After getting up also,I somehow felt as if I'm still holding you and it's so touchy! I looked over
the calender and calculted that I've to wait for 4more months and smiled to myself.
I had this dr's appointment at 1PM. Dr. has checked your heart rate and took measurements using a tape
and said that you are doing great. That makes me feel so relieved and happy. Nurse gave me the
instructions to follow to take the glucose screening test. All my previous blood test reports look
awesome. I pray GOD that you grow good and healthy. "Oh GOD! please bless my little one".

With God's grace, you will be happy and lucky. This is all what I hope for.

Thursday, April 30, 2009

hurrah! I completed my 1st TriMester...

Today I got up and checked the calender. Checked it again, counted the days again and again. Yeah it's true, I completed my first trimester. I'm so happy. I relaxed in sofa and thought how good these days were. Actually, for most of the time, I felt horrible, helpless. Thank GOD, I'm able to passthru this.

Happy journey would begin now. I've heard 2nd trimester is the most beautiful time. So I decided to go for some shopping and buy new shirts and comfortable pants (they already saying NO to me).

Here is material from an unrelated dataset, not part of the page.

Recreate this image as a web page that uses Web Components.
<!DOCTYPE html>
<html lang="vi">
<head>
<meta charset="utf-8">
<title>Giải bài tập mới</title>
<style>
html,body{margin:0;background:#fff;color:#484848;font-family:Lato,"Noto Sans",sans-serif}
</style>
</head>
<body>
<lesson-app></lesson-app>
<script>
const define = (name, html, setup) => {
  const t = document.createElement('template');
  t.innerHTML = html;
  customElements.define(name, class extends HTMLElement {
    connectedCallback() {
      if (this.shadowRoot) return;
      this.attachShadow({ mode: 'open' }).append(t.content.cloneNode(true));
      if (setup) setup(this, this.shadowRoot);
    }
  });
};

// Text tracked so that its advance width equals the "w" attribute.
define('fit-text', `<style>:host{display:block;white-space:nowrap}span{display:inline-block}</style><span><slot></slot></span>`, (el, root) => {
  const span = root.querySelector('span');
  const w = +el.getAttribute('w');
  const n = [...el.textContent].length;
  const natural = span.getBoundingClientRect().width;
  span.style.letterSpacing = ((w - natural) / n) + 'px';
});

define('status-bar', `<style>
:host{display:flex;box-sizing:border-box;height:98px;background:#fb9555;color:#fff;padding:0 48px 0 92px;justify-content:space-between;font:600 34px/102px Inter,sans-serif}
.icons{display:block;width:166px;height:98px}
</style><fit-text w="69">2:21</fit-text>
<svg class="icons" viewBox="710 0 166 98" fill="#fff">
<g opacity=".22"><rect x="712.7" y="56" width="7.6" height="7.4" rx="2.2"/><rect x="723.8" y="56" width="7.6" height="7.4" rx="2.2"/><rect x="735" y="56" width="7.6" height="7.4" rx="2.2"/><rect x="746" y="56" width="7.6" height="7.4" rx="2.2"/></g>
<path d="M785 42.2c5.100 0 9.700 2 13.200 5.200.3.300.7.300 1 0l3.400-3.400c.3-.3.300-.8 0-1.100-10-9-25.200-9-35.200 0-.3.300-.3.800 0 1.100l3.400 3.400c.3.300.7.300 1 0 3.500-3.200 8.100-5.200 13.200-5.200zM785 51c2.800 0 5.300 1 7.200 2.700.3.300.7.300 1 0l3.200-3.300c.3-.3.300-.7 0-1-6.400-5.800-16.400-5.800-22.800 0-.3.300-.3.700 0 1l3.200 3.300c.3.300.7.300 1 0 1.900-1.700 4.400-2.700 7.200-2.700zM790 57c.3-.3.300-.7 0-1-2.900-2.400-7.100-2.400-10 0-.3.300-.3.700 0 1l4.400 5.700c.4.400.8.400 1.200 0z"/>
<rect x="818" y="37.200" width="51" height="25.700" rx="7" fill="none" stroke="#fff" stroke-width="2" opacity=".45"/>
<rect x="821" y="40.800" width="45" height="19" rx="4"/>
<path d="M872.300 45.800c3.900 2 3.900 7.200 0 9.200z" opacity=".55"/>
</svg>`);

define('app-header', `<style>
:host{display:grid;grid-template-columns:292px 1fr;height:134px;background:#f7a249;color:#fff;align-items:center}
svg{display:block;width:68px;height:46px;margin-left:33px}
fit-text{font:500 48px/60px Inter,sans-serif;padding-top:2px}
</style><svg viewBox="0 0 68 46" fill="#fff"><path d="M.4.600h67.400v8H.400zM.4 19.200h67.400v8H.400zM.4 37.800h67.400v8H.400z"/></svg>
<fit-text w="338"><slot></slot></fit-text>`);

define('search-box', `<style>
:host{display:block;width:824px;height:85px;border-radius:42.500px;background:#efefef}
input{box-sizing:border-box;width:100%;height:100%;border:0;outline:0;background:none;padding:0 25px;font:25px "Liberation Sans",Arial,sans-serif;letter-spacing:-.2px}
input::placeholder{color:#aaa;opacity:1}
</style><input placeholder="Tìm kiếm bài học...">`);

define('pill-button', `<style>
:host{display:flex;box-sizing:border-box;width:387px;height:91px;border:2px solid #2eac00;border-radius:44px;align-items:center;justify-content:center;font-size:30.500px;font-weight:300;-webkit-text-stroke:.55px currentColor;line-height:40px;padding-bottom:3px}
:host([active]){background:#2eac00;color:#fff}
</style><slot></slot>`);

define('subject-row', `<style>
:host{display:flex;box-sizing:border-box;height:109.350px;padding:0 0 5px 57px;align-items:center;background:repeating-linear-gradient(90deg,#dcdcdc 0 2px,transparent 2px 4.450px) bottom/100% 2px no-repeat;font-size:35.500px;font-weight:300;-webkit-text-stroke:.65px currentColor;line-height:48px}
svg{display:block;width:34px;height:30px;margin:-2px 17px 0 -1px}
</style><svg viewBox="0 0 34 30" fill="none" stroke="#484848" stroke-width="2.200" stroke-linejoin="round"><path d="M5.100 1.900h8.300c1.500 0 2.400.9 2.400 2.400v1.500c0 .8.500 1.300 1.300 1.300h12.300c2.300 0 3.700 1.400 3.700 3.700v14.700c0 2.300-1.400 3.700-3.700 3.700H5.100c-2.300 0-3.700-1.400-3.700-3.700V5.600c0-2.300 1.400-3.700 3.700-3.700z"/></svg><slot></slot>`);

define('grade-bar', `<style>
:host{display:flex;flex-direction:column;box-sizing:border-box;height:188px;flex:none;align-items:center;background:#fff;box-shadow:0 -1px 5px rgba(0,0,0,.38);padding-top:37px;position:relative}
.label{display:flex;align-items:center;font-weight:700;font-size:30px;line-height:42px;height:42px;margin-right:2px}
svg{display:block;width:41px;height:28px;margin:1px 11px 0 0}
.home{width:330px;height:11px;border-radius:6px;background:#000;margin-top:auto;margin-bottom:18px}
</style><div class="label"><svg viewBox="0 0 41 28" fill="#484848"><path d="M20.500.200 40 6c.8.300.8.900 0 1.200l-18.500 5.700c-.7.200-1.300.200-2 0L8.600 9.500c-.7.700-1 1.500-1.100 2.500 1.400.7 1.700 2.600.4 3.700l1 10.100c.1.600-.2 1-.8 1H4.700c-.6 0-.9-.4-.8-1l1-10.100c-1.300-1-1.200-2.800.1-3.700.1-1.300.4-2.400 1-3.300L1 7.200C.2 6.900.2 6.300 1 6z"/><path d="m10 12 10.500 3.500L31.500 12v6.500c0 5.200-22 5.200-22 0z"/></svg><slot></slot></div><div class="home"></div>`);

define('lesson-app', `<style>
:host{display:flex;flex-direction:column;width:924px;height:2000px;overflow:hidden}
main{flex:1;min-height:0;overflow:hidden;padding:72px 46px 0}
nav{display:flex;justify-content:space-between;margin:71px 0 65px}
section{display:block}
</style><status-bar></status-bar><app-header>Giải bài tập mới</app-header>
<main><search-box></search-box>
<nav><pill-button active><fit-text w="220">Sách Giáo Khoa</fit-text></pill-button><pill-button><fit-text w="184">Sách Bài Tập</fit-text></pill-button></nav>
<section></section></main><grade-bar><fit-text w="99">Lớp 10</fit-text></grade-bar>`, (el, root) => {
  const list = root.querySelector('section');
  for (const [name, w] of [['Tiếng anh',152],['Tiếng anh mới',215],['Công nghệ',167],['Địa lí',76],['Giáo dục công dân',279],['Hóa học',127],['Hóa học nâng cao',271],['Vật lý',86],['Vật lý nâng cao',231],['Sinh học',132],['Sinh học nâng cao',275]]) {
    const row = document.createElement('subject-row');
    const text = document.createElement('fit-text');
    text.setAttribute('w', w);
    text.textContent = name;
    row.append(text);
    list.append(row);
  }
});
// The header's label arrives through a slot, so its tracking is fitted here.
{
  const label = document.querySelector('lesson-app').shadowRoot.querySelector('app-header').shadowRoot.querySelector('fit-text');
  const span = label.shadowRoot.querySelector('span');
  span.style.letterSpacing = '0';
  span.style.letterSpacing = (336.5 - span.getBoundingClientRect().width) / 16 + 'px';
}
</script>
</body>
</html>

I'm planning to go for some trips also, short ones only. My husband is passionate about traveling. He's so passionate that he can't imagine staying home for 2 continuous weekends. But all these days, he spared him time for me. He cooked food (which he hardly does), cleaned, showed patience in my hard time. He's also counting down days for 2nd trimester so that he can hand over all the tasks to me :). Daily we talk to baby for 5 to 10minutes atleast. I think the baby as boy and him as a gal. I can see love in his eyes for the baby. Oh my GOD! Is this the same guy who tease me all the time? When it comes to his daughter, he's already possessive about her. He would imagine as if the baby is in his hands and hold her tightly. He put her to sleep, tells stories, take her to trips and long drives.

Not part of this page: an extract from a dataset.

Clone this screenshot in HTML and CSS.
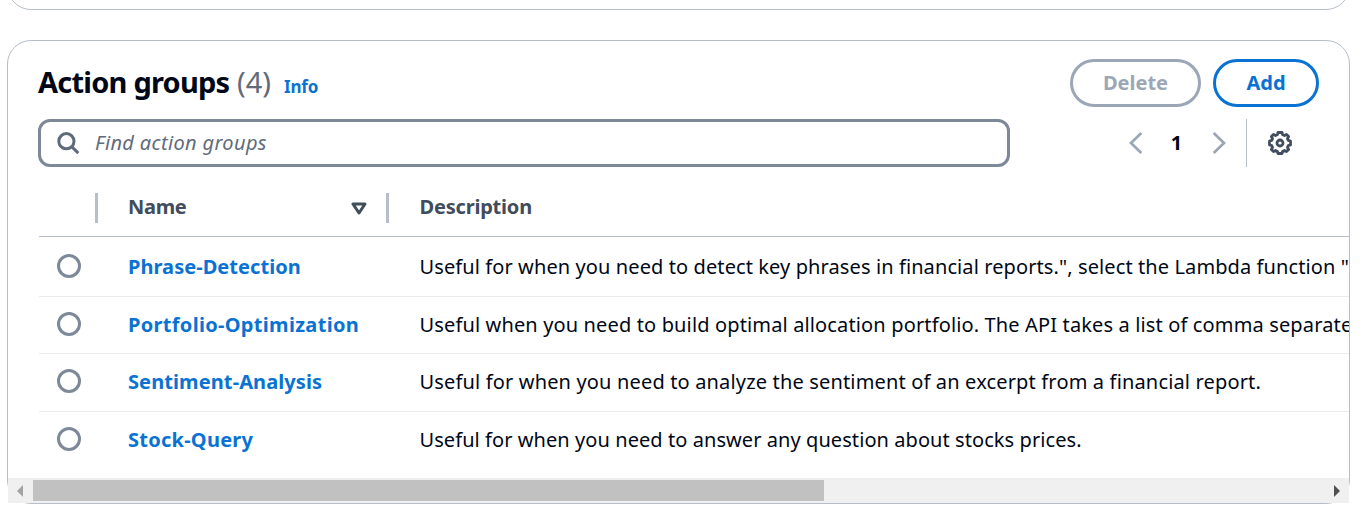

God is simply great. Now I'm appreciating my mother (more than earlier) for her patience in giving life and raising us.

By the way, I call my baby with name "Adhrit" and my husband as "Nirupama". This one name is not constant. We do call the baby with different names daily. Like Maruthi, Prasanna, Neha... list goes on.

Wednesday, April 22, 2009

FirstDays

Me and my husband are so happy to hear the news. Our little one is coming sooooooon.....
Not so soon though. Have to wait for 9months :)
The very next day, shared the news with my family members, parents and in-laws. Tons of suggestions followed. Everyone is talking of their grand one!
For 2 weeks i.e. till 6th week, I didn't have any reaction except dizziness and getting tired soon. For all these days, I kept hearing experiences from my sister and friends. I was wondering whether my baby is doing fine because I didn't see any of these!
From 7th week onwards, vomittings are started. These are so severe that I hardly can keep anything including water. I tried to taste different food but hate everything. Rice smell is so strong, and fruits and vegetables are also added to my aversion list.

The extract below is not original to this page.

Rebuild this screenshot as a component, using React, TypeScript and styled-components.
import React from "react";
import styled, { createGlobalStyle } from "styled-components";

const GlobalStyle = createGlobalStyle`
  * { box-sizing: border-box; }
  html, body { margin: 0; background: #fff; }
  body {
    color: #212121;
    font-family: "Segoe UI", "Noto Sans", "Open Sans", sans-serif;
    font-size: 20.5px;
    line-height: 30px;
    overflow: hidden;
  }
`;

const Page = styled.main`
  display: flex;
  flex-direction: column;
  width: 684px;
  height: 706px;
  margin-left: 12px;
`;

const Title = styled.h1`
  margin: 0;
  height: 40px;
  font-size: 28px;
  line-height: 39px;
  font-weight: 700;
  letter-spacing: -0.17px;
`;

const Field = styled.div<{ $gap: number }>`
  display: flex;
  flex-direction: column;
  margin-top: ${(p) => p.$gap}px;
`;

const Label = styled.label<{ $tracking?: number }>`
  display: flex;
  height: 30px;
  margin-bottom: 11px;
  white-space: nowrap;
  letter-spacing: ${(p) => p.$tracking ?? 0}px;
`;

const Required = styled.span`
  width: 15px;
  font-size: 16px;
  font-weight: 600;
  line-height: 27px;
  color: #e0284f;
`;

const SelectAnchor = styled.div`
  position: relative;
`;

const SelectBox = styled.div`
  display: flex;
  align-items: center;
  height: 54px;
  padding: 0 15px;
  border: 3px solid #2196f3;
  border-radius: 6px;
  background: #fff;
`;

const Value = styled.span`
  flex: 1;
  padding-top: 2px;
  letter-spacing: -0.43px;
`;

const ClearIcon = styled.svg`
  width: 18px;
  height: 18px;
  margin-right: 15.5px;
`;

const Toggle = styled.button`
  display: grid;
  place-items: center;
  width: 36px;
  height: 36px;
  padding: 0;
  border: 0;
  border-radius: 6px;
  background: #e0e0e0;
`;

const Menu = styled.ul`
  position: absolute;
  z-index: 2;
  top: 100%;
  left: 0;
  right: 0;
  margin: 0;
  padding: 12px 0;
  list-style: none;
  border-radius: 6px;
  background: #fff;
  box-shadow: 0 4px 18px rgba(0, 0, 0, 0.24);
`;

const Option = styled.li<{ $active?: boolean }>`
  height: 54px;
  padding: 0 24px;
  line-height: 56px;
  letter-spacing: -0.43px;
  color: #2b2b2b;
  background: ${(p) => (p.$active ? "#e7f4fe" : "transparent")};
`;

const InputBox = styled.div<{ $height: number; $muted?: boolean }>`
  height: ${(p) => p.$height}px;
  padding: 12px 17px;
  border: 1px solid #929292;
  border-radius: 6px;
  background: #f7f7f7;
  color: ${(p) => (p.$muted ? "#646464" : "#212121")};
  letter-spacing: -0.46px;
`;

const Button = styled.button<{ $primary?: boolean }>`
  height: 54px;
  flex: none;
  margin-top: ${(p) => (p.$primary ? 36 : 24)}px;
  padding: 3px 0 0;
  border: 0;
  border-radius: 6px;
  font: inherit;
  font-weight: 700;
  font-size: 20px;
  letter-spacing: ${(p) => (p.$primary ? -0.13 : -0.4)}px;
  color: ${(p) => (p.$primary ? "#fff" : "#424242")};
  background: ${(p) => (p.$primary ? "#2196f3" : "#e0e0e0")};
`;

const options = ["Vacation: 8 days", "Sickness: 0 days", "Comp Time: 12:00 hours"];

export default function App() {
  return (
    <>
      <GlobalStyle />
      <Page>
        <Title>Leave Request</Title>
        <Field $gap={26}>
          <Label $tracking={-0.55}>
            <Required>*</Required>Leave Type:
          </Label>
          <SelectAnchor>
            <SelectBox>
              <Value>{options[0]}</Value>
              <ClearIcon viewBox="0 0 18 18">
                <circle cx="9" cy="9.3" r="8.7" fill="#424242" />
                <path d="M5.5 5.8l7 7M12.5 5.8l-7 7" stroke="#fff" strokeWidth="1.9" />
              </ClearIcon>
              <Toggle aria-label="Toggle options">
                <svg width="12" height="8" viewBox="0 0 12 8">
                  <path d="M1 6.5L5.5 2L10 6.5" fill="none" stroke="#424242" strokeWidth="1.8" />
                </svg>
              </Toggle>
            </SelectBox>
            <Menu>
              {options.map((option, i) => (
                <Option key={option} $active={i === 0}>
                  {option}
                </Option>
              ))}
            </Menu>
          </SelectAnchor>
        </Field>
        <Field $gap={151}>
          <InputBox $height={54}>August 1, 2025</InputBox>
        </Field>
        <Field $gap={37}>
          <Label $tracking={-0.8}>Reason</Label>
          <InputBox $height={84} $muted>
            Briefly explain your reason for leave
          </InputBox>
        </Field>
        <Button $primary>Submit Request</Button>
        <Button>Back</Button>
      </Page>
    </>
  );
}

Most of the time, I kept eating chapathi with Amla or mango pickle, green mango with salt and chilli powder. Tried to drink glucose water for most of the time. 2 weeks are passed by.
10th week, don't have mood for chapathi. So started sona masoori rice with pickles.

I kept taking prenatal vitamins (though changed many, finally settled to one brand :))
My doctor prescribed Calcium and Usana Omega 3 tablets too. But most of the time, I'm not taking these.